So Long, Susan

Cartoon by Stefanie Diers.

For our final issue of the semester we chose to dedicate our cover story to the exit of an important New Paltz political player, Susan Zimet. We know that in her nearly 20 years of public service, Zimet has imprinted her image on most who she has encountered.

Having said that, after nearly an hour and a half on the phone with one of our news reporters, she displayed a drastically different resolve from the caricature we had been led to believe she encompassed. She was willing to engage in the criticisms lobbed at her and still provide meaningful insight into how her time in office unfolded.

We at The New Paltz Oracle appreciate all that Zimet has contributed to New Paltz, the Hudson Valley and New York state. We understand that town supervisor is a stressful position which involves managing the town’s economy and preparing for the worst.

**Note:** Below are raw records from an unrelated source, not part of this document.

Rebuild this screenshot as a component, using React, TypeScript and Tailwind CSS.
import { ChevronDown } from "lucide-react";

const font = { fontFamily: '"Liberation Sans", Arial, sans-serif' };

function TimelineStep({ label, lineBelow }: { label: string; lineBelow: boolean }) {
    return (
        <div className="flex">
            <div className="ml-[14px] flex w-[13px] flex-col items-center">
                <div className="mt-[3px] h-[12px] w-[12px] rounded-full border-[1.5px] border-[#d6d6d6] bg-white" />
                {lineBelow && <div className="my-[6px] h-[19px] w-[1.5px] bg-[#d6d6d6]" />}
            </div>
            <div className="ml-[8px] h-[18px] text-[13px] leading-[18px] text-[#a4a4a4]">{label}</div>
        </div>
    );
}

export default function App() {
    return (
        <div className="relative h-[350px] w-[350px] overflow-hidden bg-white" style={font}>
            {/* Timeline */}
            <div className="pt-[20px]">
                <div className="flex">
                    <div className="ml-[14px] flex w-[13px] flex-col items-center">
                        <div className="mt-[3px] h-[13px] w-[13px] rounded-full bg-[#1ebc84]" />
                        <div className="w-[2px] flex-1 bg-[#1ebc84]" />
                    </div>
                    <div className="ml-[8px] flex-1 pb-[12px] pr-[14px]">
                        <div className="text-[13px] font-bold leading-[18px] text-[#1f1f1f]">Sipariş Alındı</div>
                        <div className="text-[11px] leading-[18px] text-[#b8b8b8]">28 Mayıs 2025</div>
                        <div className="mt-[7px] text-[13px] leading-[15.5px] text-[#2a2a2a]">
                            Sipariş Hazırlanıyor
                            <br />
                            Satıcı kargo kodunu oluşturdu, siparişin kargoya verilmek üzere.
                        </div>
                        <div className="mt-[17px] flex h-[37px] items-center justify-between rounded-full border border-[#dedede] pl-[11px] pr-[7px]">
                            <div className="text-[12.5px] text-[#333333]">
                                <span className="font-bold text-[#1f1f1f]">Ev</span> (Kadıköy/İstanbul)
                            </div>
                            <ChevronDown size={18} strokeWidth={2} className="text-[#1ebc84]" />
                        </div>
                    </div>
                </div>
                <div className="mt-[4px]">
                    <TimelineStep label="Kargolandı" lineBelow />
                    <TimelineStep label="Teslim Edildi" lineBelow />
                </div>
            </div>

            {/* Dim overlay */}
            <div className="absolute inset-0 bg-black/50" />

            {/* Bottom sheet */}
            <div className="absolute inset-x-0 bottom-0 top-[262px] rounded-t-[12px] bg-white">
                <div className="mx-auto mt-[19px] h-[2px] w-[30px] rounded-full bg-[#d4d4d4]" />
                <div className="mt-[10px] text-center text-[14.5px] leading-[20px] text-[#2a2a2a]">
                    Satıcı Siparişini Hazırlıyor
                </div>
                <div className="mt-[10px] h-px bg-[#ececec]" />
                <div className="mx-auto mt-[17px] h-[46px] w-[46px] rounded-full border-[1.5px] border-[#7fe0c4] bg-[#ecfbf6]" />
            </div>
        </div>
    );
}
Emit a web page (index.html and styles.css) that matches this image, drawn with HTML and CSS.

Since 1996, Zimet has been a leading advocate for the less fortunate and has taken aggressive stances on certain issues that have resulted in political enemies that linger to this day. She is a controversial but necessary figure for political examination if only to see how the community has changed since she first took office two decades ago. Supporters and opponents alike can agree that the New Paltz she took the helm of in 1996 was significantly different from the one she inherited again in 2011.

For all of the criticisms of Zimet during her time in office, she did advance several important causes for the town. For every critique of her management style or political dealings, there are instances where Zimet supporters can point to her tireless work for others.

Whether battling against natural gas companies who looked to exploit small communities like New Paltz or tempering tax rates in the town after years of financial mismanagement by the previous town board, Zimet has been at the forefront of the crusade.

What we hope to see in Neil Bettez is the same efficiency in obtaining the results that Zimet demonstrated in her time in office. While she may have been polarizing figure as time went by, she achieved serious reforms that will still reverberate in this community for the next decade to come.

If there is a just criticism it would have to be how government has been perceived for its conduct. By early 2014, town board meetings quickly developed a reputation for being nasty gatherings where incendiary rhetoric and personal disputes clouded what should’ve been standard policy-making and democratic discussion.

Zimet cited this toxic political atmosphere as part of her reason leaving office, in spite of her unquestioned dedication to public service. Bettez, like Zimet, is coming into this position with no political background. Having seen Zimet’s ability to overcome this obstacle, we are confident that Bettez can do so as well.